I am interested into computational complexity of decision problem: Does a given 2-dimensional simplicial complex contain (any)triangulation of 2-sphere? This problem trivially lies into NP, because certificate is the subset of triangles. I think that it is NP-complete.
It is NP-complete. Here is a reduction from the graph 3-coloring problem.
For a given graph, consider a sphere with $n$ holes where $n$ is the number of vertices. Enumerate the holes by the vertices of the graph. Fill each hole by 3 discs (red, green and blue) by identifying each disc boundary with the hole boundary. Glue the centers of the 3 discs into one point (so that nor two of them cannot be included in one surface), Then, for every edge of the graph, pick one new point in each of the 6 discs filling the holes corresponding to the edge endpoints, and glue together each of the 3 pairs of chosen points lying on discs of the same color. The points chosen for different edges must be distinct.
The resulting topological space is homeomorphic to a simplicial complex (which is easy to construct from the graph in polynomial time). It contains a sphere if and only if the original graph is 3-colorable.

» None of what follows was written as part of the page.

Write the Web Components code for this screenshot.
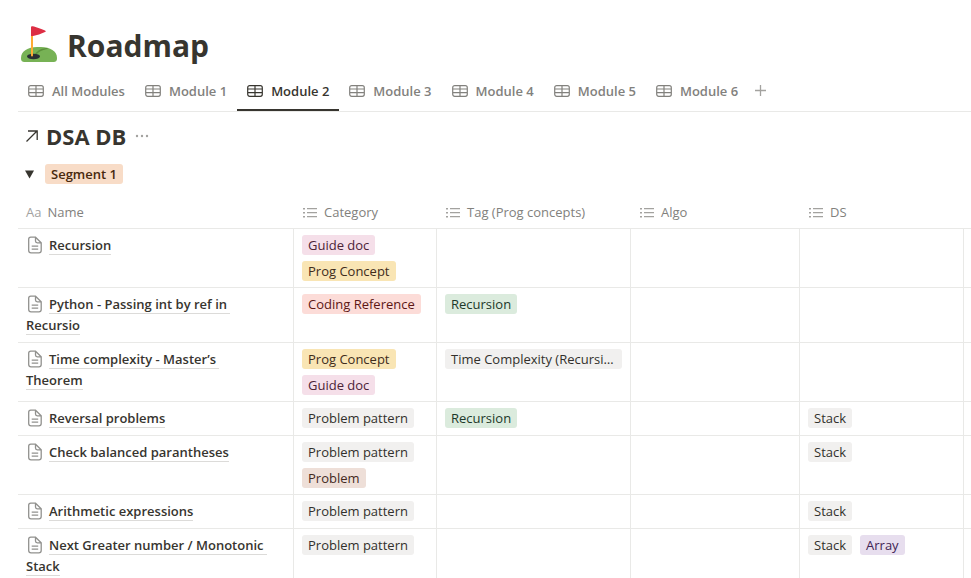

Remark. You can alter the formulation by saying that an immersed sphere which self-intersects itself in finitely many points is still a sphere. For this problem, the construction can be modified as follows. To make a pair of discs "forbidden", glue together two pairs of small discs in them rather than one pair of point. This creates a surface of positive genus if you try to pick a pair of discs connected this way.